### WHAT THE TASK REQUIRES
Without the pictures, extract every line from the start of the material to the line containing "import React from", both ends included.
===== COLLECTED DATA =====
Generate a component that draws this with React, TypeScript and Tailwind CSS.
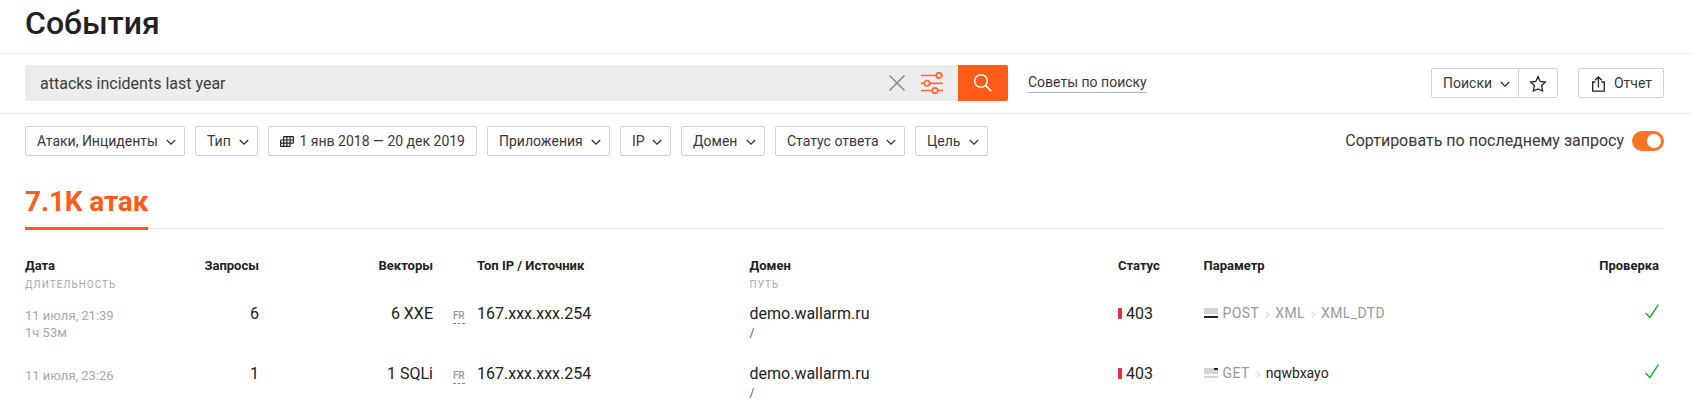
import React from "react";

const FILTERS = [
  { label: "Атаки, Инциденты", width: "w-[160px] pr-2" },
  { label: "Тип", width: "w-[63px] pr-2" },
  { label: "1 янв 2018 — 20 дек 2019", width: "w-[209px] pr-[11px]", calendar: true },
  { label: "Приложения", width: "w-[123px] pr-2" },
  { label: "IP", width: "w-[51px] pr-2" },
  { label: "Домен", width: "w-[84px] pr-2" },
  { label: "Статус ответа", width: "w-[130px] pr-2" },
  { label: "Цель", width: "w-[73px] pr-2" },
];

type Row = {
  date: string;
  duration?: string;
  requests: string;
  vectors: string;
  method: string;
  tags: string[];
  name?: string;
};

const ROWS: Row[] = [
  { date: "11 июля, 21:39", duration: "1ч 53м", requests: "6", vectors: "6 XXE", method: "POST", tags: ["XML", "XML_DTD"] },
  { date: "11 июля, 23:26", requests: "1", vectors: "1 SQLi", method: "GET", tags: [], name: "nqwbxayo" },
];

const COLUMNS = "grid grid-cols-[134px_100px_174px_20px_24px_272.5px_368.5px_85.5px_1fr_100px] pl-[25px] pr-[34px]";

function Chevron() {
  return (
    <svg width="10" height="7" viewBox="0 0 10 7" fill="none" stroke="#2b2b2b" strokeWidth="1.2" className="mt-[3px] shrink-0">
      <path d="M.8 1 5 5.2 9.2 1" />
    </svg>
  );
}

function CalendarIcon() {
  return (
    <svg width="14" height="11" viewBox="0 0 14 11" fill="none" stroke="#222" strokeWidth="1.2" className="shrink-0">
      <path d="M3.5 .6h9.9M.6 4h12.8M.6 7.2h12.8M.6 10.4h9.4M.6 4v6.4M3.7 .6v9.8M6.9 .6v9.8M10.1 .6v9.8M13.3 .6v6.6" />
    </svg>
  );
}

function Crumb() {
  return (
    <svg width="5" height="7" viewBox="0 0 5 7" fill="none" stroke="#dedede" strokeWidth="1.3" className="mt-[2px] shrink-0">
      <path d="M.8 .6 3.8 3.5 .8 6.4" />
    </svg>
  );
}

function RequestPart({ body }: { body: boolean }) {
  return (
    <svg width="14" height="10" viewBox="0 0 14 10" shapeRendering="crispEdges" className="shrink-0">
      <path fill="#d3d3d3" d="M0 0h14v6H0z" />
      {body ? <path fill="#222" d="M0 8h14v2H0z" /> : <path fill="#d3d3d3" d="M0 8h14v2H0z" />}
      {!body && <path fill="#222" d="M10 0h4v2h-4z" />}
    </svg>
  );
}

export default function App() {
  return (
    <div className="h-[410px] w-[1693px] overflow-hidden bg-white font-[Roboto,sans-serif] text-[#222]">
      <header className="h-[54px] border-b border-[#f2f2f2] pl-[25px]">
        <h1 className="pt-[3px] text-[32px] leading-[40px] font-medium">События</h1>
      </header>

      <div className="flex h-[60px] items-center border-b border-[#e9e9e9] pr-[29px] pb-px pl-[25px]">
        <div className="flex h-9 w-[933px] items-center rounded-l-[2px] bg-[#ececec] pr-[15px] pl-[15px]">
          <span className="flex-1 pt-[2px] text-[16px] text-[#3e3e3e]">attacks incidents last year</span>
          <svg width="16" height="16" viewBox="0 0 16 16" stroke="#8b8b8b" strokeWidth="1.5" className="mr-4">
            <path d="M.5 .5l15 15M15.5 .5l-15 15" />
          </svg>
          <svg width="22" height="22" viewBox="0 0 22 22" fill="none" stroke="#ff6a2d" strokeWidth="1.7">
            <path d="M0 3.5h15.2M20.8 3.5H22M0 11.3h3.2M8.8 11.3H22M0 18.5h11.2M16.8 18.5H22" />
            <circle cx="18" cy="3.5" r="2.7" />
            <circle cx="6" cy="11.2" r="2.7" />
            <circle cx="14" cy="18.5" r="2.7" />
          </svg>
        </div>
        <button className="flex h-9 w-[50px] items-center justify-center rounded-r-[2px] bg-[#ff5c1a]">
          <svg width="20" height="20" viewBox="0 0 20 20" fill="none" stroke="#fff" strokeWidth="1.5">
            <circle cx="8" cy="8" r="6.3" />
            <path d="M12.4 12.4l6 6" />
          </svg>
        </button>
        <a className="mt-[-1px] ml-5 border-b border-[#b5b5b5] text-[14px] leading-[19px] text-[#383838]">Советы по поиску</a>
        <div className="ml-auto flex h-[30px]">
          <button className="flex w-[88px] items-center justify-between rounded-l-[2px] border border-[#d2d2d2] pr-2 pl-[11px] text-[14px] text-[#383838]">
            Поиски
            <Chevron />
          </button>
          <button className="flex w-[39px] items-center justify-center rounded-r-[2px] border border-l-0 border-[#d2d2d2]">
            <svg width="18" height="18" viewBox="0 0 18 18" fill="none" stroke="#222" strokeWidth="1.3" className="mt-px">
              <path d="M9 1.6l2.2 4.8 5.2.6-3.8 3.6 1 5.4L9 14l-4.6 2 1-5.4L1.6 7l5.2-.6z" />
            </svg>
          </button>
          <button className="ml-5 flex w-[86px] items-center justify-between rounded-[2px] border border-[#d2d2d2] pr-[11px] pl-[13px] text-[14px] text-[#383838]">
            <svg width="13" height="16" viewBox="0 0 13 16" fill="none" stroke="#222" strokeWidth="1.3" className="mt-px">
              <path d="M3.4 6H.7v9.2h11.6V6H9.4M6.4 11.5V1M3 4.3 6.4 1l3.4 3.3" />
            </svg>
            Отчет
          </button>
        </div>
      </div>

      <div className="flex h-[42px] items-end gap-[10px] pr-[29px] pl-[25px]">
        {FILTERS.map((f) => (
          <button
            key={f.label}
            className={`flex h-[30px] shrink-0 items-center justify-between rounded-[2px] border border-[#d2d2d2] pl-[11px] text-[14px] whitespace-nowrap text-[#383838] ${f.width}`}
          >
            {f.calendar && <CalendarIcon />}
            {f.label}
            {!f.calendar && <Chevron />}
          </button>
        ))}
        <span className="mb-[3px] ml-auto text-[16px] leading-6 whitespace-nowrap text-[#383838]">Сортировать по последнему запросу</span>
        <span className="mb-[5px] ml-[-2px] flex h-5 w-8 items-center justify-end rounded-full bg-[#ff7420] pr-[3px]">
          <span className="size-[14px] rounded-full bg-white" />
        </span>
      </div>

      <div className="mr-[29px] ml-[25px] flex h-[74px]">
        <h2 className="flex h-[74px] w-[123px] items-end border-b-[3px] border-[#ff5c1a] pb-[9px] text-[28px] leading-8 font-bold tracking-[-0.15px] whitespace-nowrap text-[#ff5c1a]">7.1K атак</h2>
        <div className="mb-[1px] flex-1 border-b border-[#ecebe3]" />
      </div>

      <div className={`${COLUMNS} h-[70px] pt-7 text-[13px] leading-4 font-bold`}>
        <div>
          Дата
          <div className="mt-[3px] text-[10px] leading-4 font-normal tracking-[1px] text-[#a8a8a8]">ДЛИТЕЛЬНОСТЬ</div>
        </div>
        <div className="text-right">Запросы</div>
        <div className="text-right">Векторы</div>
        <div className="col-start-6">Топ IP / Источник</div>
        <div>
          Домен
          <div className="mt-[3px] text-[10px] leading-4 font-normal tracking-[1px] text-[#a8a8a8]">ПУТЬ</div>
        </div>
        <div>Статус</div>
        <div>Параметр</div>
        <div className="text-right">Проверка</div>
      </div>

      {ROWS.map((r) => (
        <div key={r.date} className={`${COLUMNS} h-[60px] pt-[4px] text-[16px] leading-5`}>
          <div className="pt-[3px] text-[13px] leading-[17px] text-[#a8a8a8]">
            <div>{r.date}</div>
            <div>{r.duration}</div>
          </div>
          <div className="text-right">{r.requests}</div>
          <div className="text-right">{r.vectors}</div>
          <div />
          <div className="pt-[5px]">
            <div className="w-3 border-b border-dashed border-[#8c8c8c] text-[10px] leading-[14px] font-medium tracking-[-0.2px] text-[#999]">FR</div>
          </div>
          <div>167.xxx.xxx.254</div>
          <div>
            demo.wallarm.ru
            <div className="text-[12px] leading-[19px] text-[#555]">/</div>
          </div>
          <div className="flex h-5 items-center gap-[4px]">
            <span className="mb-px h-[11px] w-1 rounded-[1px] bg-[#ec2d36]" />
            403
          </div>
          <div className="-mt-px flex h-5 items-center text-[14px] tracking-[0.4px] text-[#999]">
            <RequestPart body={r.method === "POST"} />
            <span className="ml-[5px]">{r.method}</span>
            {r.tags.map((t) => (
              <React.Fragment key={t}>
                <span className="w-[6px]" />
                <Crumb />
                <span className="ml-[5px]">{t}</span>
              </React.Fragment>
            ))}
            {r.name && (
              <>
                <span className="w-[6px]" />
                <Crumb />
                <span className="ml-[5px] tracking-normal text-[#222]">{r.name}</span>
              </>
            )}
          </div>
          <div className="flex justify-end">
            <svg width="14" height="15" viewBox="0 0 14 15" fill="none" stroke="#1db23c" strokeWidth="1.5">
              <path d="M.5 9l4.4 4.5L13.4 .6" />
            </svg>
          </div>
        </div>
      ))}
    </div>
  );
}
=====
### RESULT BELOW
Generate a component that draws this with React, TypeScript and Tailwind CSS.
import React from "react";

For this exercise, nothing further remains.